The late-night bar bill, also known as California Senate Bill 905 took a significant step towards approval yesterday. The bill would eliminate the standard 2 a.m. last call and extend it to 4 a.m. in Los Angeles, West Hollywood, Long Beach, Palm Springs, San Francisco, Oakland, and Sacramento. Don’t get too excited though, as the bill requires some additional steps before becoming law.

Democratic California State Senator Scott Wiener first introduced a late-night bar bill back in 2016. According to KCRA, Weiner stated SB 905 would be part of a five-year pilot program giving local governments autonomy on how to implement a plan, with the help of alcoholic beverage control of course.
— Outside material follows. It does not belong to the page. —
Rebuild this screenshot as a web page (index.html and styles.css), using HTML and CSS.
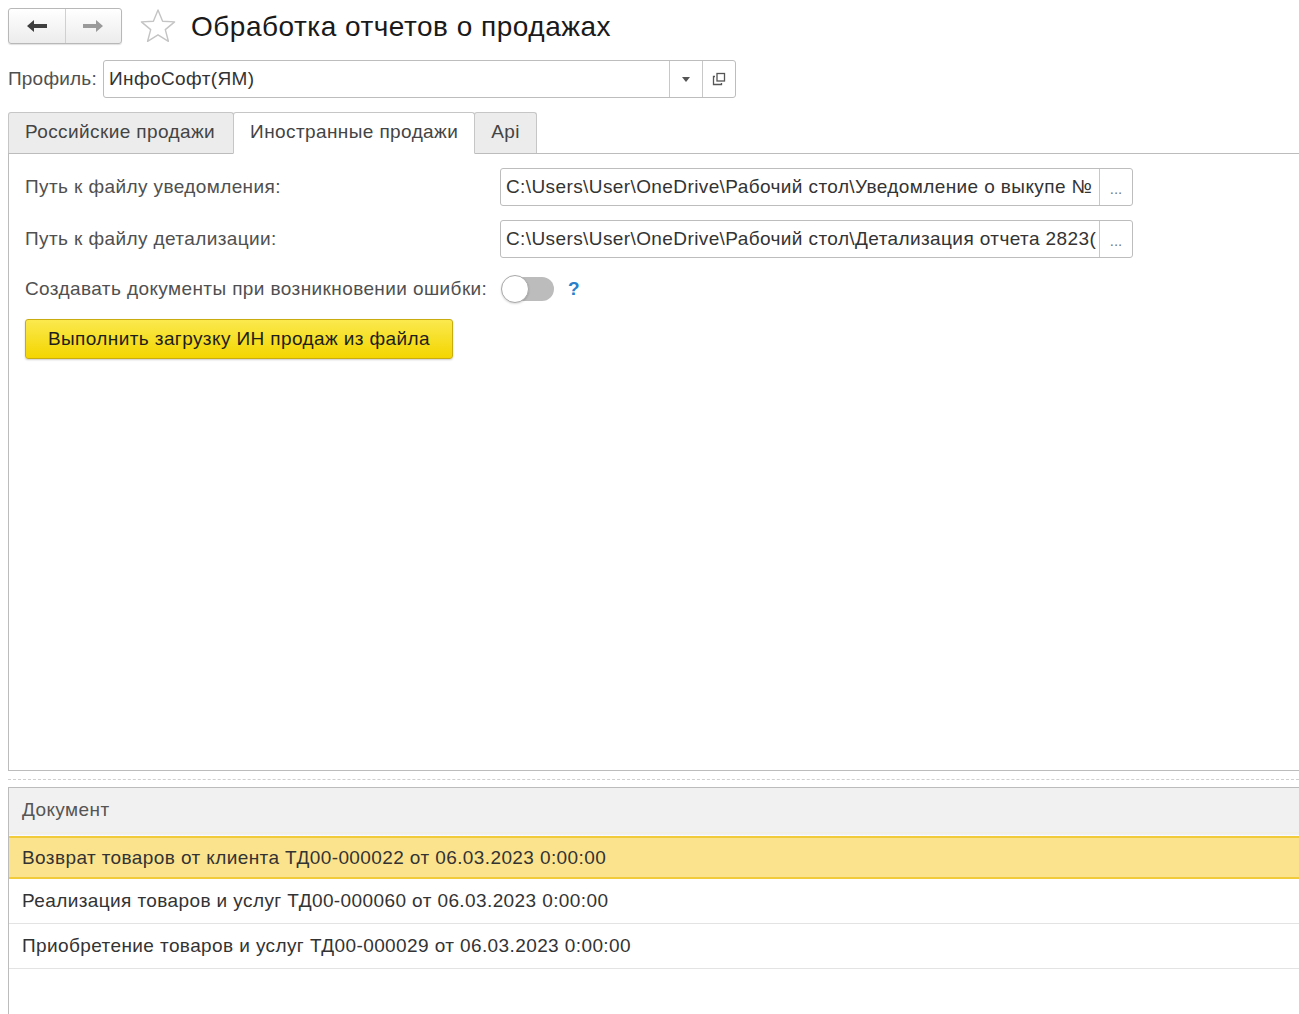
FILE: index.html
```html
<!DOCTYPE html>
<html lang="ru">
<head>
<meta charset="utf-8">
<title>Обработка отчетов о продажах</title>
<link rel="stylesheet" href="styles.css">
</head>
<body>
<div class="page">
  <div class="topbar">
    <div class="navgroup">
      <button class="navbtn">
        <svg width="22" height="14" viewBox="0 0 22 14"><path d="M1 7 L8 1 L8 5 L21 5 L21 9 L8 9 L8 13 Z" fill="#3f3f3f"/></svg>
      </button>
      <button class="navbtn">
        <svg width="22" height="14" viewBox="0 0 22 14"><path d="M21 7 L14 1 L14 5 L1 5 L1 9 L14 9 L14 13 Z" fill="#9a9a9a"/></svg>
      </button>
    </div>
    <svg class="star" width="38" height="36" viewBox="0 0 38 36"><path d="M19 2 L23.6 13.2 L35.6 13.9 L26.3 21.6 L29.4 33.3 L19 26.8 L8.6 33.3 L11.7 21.6 L2.4 13.9 L14.4 13.2 Z" fill="none" stroke="#c4c4c4" stroke-width="1.4" stroke-linejoin="round"/></svg>
    <h1 class="title">Обработка отчетов о продажах</h1>
  </div>

  <div class="profile">
    <span class="label">Профиль:</span>
    <div class="field profile-field">
      <span class="field-text">ИнфоСофт(ЯМ)</span>
      <span class="fbtn drop"><svg width="8" height="5" viewBox="0 0 8 5"><path d="M0 0 L8 0 L4 5 Z" fill="#555"/></svg></span>
      <span class="fbtn open"><svg width="14" height="14" viewBox="0 0 14 14"><rect x="5" y="1.5" width="7.5" height="7.5" fill="none" stroke="#555" stroke-width="1.3"/><path d="M3 4.5 L1.5 4.5 L1.5 12.5 L9.5 12.5 L9.5 11" fill="none" stroke="#555" stroke-width="1.3"/></svg></span>
    </div>
  </div>

  <div class="tabs">
    <div class="tab first">Российские продажи</div>
    <div class="tab active">Иностранные продажи</div>
    <div class="tab">Api</div>
    <div class="tab-fill"></div>
  </div>

  <div class="panel">
    <div class="form">
      <span class="label">Путь к файлу уведомления:</span>
      <div class="field path-field">
        <span class="field-text">C:\Users\User\OneDrive\Рабочий стол\Уведомление о выкупе №</span>
        <span class="fbtn dots">...</span>
      </div>
      <span class="label">Путь к файлу детализации:</span>
      <div class="field path-field">
        <span class="field-text">C:\Users\User\OneDrive\Рабочий стол\Детализация отчета 2823(</span>
        <span class="fbtn dots">...</span>
      </div>
      <span class="label toggle-label">Создавать документы при возникновении ошибки:</span>
      <div class="toggle-cell">
        <span class="toggle"><span class="knob"></span></span>
        <span class="help">?</span>
      </div>
    </div>
    <button class="yellow-btn">Выполнить загрузку ИН продаж из файла</button>
  </div>

  <div class="splitter"><div class="dash"></div></div>

  <div class="table">
    <div class="thead">Документ</div>
    <div class="thead-gap"></div>
    <div class="row selected">Возврат товаров от клиента ТД00-000022 от 06.03.2023 0:00:00</div>
    <div class="row">Реализация товаров и услуг ТД00-000060 от 06.03.2023 0:00:00</div>
    <div class="row">Приобретение товаров и услуг ТД00-000029 от 06.03.2023 0:00:00</div>
  </div>
</div>
</body>
</html>
```

FILE: styles.css
```css
* { box-sizing: border-box; }
html, body {
  margin: 0;
  padding: 0;
  background: #fff;
  overflow: hidden;
}
body {
  font-family: "Liberation Sans", Arial, sans-serif;
  font-size: 19px;
  letter-spacing: 0.4px;
  color: #333;
}
.page {
  padding: 8px 0 0 8px;
  height: 1014px;
  display: flex;
  flex-direction: column;
}
.topbar {
  display: flex;
  align-items: center;
  height: 36px;
}
.navgroup {
  display: flex;
  width: 114px;
  height: 36px;
  border: 1px solid #b8b8b8;
  border-radius: 3px;
  background: linear-gradient(#ffffff, #ececec);
  box-shadow: 0 1px 1px rgba(0,0,0,0.12);
}
.navbtn {
  flex: 1;
  border: none;
  background: transparent;
  padding: 0;
  display: flex;
  align-items: center;
  justify-content: center;
}
.navbtn + .navbtn { border-left: 1px solid #d0d0d0; }
.star { margin-left: 17px; }
.title {
  margin: 0 0 0 14px;
  font-size: 28px;
  letter-spacing: 0.5px;
  font-weight: normal;
  color: #1a1a1a;
  line-height: 36px;
  position: relative;
  top: 1px;
}
.profile {
  display: flex;
  align-items: center;
  margin-top: 16px;
  height: 38px;
}
.label { color: #505050; white-space: nowrap; }
.profile .label { width: 95px; letter-spacing: 0.2px; }
.field {
  display: flex;
  align-items: stretch;
  border: 1px solid #bdbdbd;
  border-radius: 3px;
  background: #fff;
  overflow: hidden;
}
.field-text {
  flex: 1;
  min-width: 0;
  white-space: nowrap;
  overflow: hidden;
  padding: 0 5px;
  display: flex;
  align-items: center;
  color: #333;
}
.fbtn {
  width: 33px;
  flex: none;
  border-left: 1px solid #c8c8c8;
  display: flex;
  align-items: center;
  justify-content: center;
  color: #777;
  font-size: 15px;
  letter-spacing: 0;
  padding-top: 3px;
}
.fbtn.drop, .fbtn.open { padding-top: 0; }
.profile-field { width: 633px; height: 38px; }
.tabs {
  display: flex;
  margin-top: 14px;
  height: 42px;
  align-items: flex-end;
}
.tab {
  height: 42px;
  padding: 0 16px 2px;
  display: flex;
  align-items: center;
  background: #ececec;
  border: 1px solid #c6c6c6;
  border-bottom: 1px solid #bcbcbc;
  border-radius: 3px 3px 0 0;
  color: #444;
  margin-right: -1px;
  white-space: nowrap;
}
.tab.first { padding: 0 18px 2px 16px; }
.tab.active {
  background: #fff;
  border-bottom-color: #fff;
  position: relative;
  z-index: 1;
}
.tab-fill {
  flex: 1;
  border-bottom: 1px solid #bcbcbc;
  height: 1px;
}
.panel {
  height: 618px;
  border-left: 1px solid #bcbcbc;
  border-bottom: 1px solid #bcbcbc;
  padding: 15px 0 0 16px;
  margin-top: -1px;
}
.form {
  display: grid;
  grid-template-columns: 475px 633px;
  row-gap: 14px;
  align-items: center;
}
.path-field { height: 38px; }
.toggle-label { margin-top: 3px; }
.toggle-cell {
  display: flex;
  align-items: center;
  height: 28px;
  margin-top: 3px;
  padding-left: 2px;
}
.toggle {
  width: 52px;
  height: 24px;
  border-radius: 12px;
  background: #bcbcbc;
  position: relative;
}
.knob {
  position: absolute;
  left: -1px;
  top: -2px;
  width: 28px;
  height: 28px;
  border-radius: 50%;
  background: #fff;
  border: 1px solid #a9a9a9;
  box-shadow: 0 1px 2px rgba(0,0,0,0.15);
}
.help {
  margin-left: 14px;
  color: #2b7fc9;
  font-weight: bold;
  font-size: 19px;
}
.yellow-btn {
  margin-top: 16px;
  width: 428px;
  height: 40px;
  font-family: inherit;
  font-size: 19px;
  letter-spacing: 0.4px;
  color: #1e1e1e;
  background: linear-gradient(#fbe94e, #f3d600);
  border: 1px solid #c9ad10;
  border-radius: 3px;
  box-shadow: 0 1px 2px rgba(0,0,0,0.2);
  padding: 0;
  display: block;
}
.splitter {
  height: 16px;
  display: flex;
  align-items: center;
}
.dash {
  flex: 1;
  border-top: 1px dashed #cfcfcf;
}
.table {
  flex: 1;
  border-left: 1px solid #bcbcbc;
  border-top: 1px solid #bcbcbc;
}
.thead {
  height: 44px;
  background: #f1f1f1;
  padding-left: 13px;
  display: flex;
  align-items: center;
  color: #555;
}
.thead-gap {
  height: 4px;
  background: linear-gradient(#f3f0e0, #eef0f6 60%, #fff);
}
.row {
  height: 45px;
  padding-left: 13px;
  display: flex;
  align-items: center;
  border-bottom: 1px solid #e3e3e3;
  color: #333;
}
.row.selected {
  height: 43px;
  background: #fbe38e;
  border-top: 2px solid #f2cb3a;
  border-bottom: 2px solid #f2cb3a;
}
```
But before that happens, the bill still requires the approval of the California State Assembly and Governor Jerry Brown.

“Right now, we have a one-size-fits-all statewide rule for big cities, small cities, rural areas, that it all has to end at 2 a.m.,” says Wiener. “We have some cities that want to go later, and we should give them that flexibility.”

West Hollywood City Council has been a full supporter of SB 905, but WeHo’s Sheriff and Public Safety Commission recommended the council reject the bill. The opposition cites potential problems with more drunk drivers, and additional public nuisance that could spread to other non-participating areas. On the other hand, Long Beach, Los Angeles and San Francisco mayors enthusiastically endorsed SB 905.

No doubt that bar owners will appreciate the extra hours, as well as tip-earning staff, rideshare services, taxis, and even restaurants that stay open for late night revelers. If approved, SB 905 would go into effect on January 1, 2021.